Data types include floats, integers, and objects. All data except the categorical variables and timestamps is float64. This simplifies operations within and across columns because no additional type conversion is required.¶
Visualize Missing Information¶
# Visualize the Missing Values
msno.matrix(df_A)
<Axes: >
Note: No clear correlation is observed between missingness in one column and missingness in others.¶
The sparseness of time_to_fault_min shows that values are distributed across time, with thicker bars indicating clustered recordings near fault events. This variable is not being evaluated here: only 3.3% of data is available, and imputing it would create stepwise decay behavior that differs from the other continuous physical variables.¶
Although correlations could be computed, the data is too sparse and may mislead the model. Therefore, this column and the associated fault_type column will be removed. The remaining ~6% missing values are sparsely distributed in sensor columns, supporting linear interpolation for imputation.¶
# Create List of Columns to Remove
col_fal = ['time_to_fault_min', 'fault_type']
# Remove 'operating_regime' Column (Unnecessary)
df_A = df_A.drop(columns=col_fal)
# Confirm Columns Removed
print([col not in df_A.columns for col in col_fal])
[True, True]
Helper Function for Plotting¶
Below is a helper function for plotting the following graphs. It places all plots into a grid.
# Unified Grid Plotting Function
def unified_grid(data, columns, grid_type=2,
x_col=None, n_cols=3,
figsize=(5,3)):
# Define the Rows, Axes
n_rows = int(np.ceil(len(columns) / n_cols))

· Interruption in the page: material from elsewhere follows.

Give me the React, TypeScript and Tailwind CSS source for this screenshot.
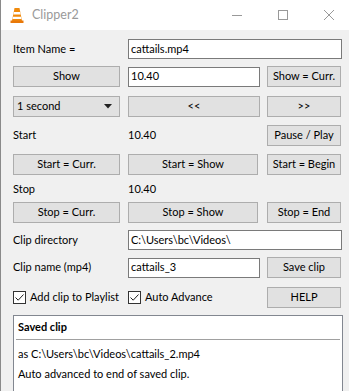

fig, axes = plt.subplots(n_rows, n_cols, figsize=(figsize[0]*n_cols, figsize[1]*n_rows))
axes = axes.flatten() # For NumPy Axis Labeling
# Loop Through and Depending on Argument Generate the Following Graph
for row, col in enumerate(columns):
# Create Scatter Plots
if grid_type == 0:
axes[row].scatter(data[x_col], data[col], label=col, s=5)
axes[row].set_ylabel(col)
axes[row].legend(loc='upper right')
axes[row].tick_params(axis='x', rotation=30)
# Create Box Plots
elif grid_type == 1:
axes[row].boxplot(data[col].dropna(),
vert=True)
axes[row].set_title(col)
axes[row].set_xticks([])
axes[row].set_xticklabels([])
# Create Histograms
elif grid_type == 2:
sns.histplot(data[col], kde=True, ax=axes[row]) # Ensure KDE Curve onto Histograms
axes[row].set_title(f'Distribution of {col}')
# Turn off Empty Grids
for ax in axes[len(columns):]:
ax.axis('off')
plt.tight_layout()
plt.show()
Scatter Plots¶
# Downsample for Plotting
step = 50
reactor_id = 'A_R1'
# Define Time-Based and Categorical Column to Remove
plt_omit = ['timestamp', 'reactor_id']
# Remove Categorical and Timestamp Columns
params = [col for col in df_A.columns
if col not in
plt_omit]
df_reactor = df_A[df_A['reactor_id'] == reactor_id].copy()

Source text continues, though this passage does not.